Ici, le cas du village de Komabangou est édifiant. Aujourd’hui, c’est le plus grand site d’orpaillage de la région de Téra. Quand il a ouvert en 1999, le village ne comptait que 200 habitants. En 2004 c’est-à-dire 5 ans après, il en comptait 25 000 habitants.

Un site qui attire mais qui n’offre pas un futur stable

Nos investigations confirment le caractère massif de la fréquentation de ce site. Mieux, elles montrent la diversité des acteurs qui y convergent dans leurs origines géographiques. Une présence plus marquée des originaires de Téra se confirme avec 64,75 %. Si cette prédominance des ressortissants du département va de soi, il est très intéressant de noter que c’est tout Téra qui est représenté à Komabangou. On y retrouve des populations venues de tous les cantons, soit, selon mes propres recherches : 8,10 % de Gorouol, 18, 91 % de Kokorou, 57,14 % de Dargol et 9,26 % de Diagourou.
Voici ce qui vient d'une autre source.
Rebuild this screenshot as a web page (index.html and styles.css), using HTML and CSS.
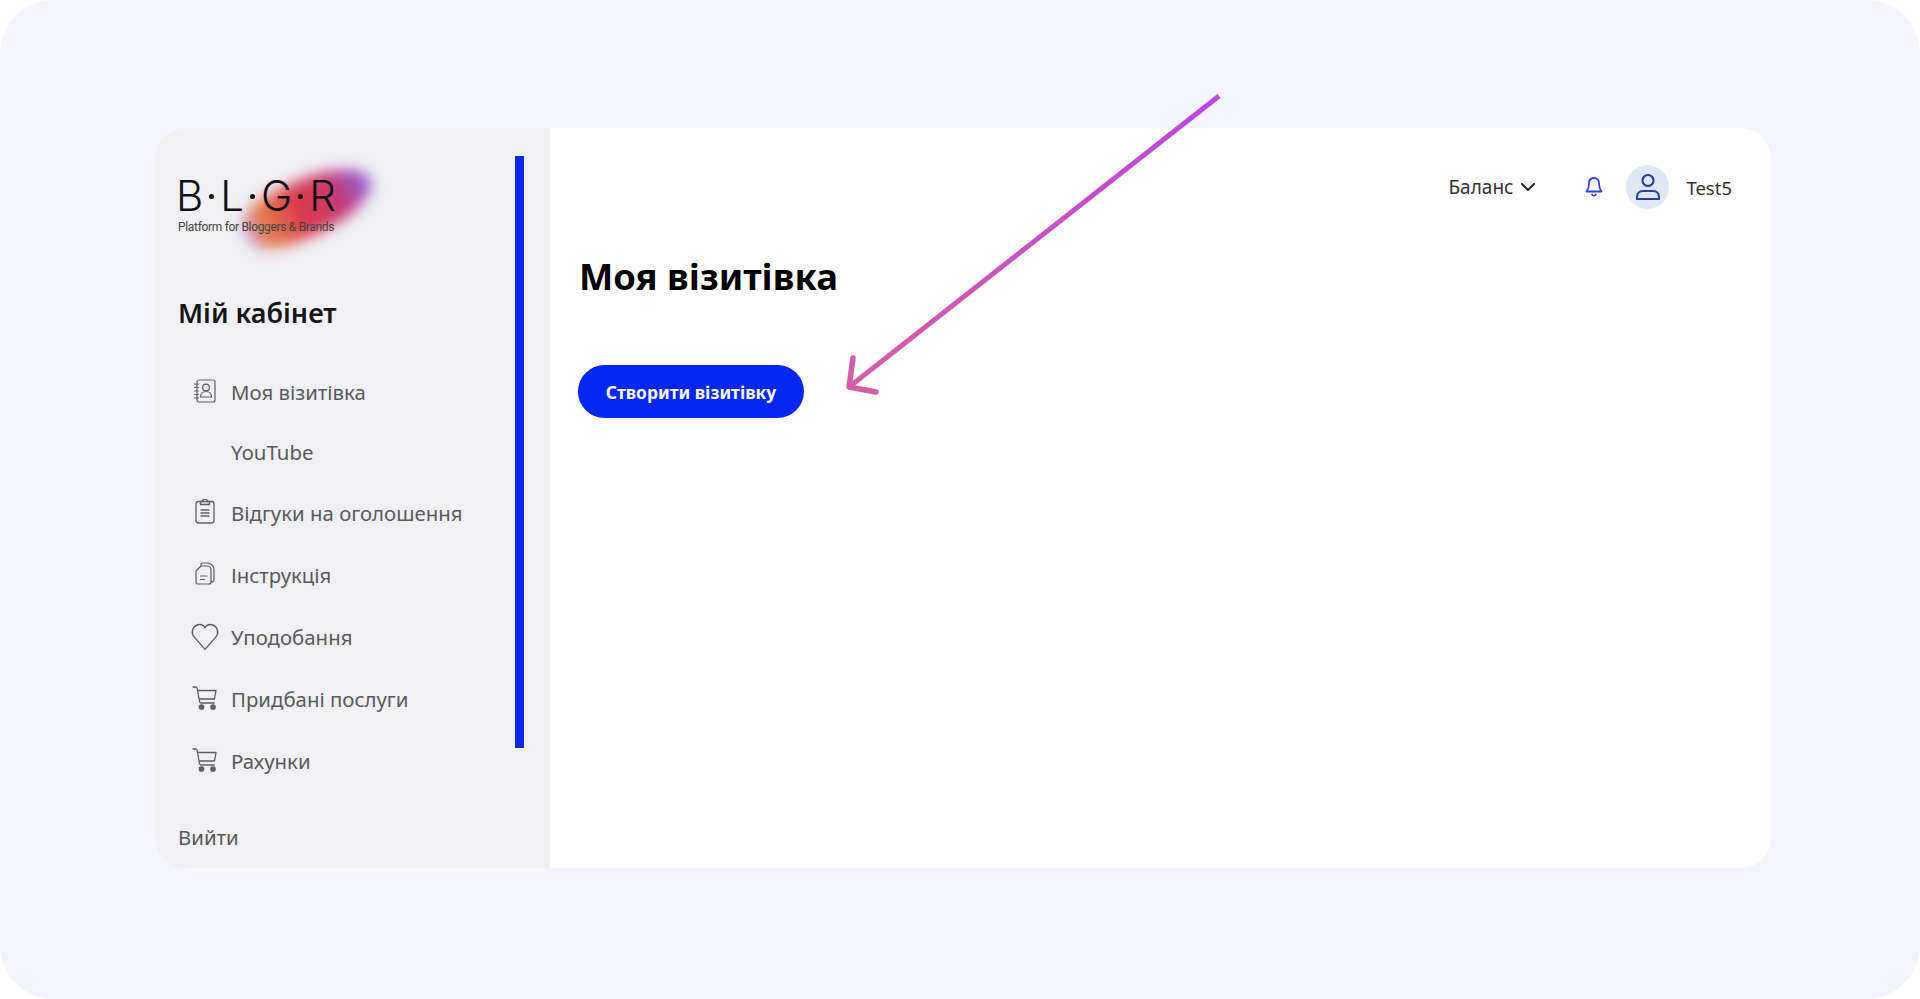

La réputation du site de Komabangou ayant dépassé les frontières du département de Téra, il accueille aussi des populations venues de toutes les régions du Niger. Parmi les personnes interrogées, 18 % sont des Nigériens d’autres régions. Au-delà des limites du Niger, l’or de Komabangou crée un appel d’air pour plusieurs nationalités ouest-africaines (Burkinabés, Maliens, Togolais, Nigérians et Béninois).

Mais les actions entreprises jusque-là par l’État du Niger n’ont permis d’offrir un espoir dans le mode de vie en milieu rural.

Cela est observable à travers la dégradation continue des conditions de vie.

En effet, au Niger, un profil de pauvreté qui définit les caractéristiques des individus et des ménages pauvres a été dressé. Dans ce profil, un ménage pauvre est un ménage où la consommation annuelle par tête est inférieure au seuil de pauvreté qui est de 182 635 FCFA (278 euros) par personne et par an. Ce milieu rural semble être le plus affecté par la pauvreté en ce sens où 63,9 % des plus pauvres du pays y vivent.

Or, si l’absence d’une véritable politique adaptée de développement rural se prolonge, il y a un risque que cette migration locale nourrisse la migration internationale qui fait l’actualité.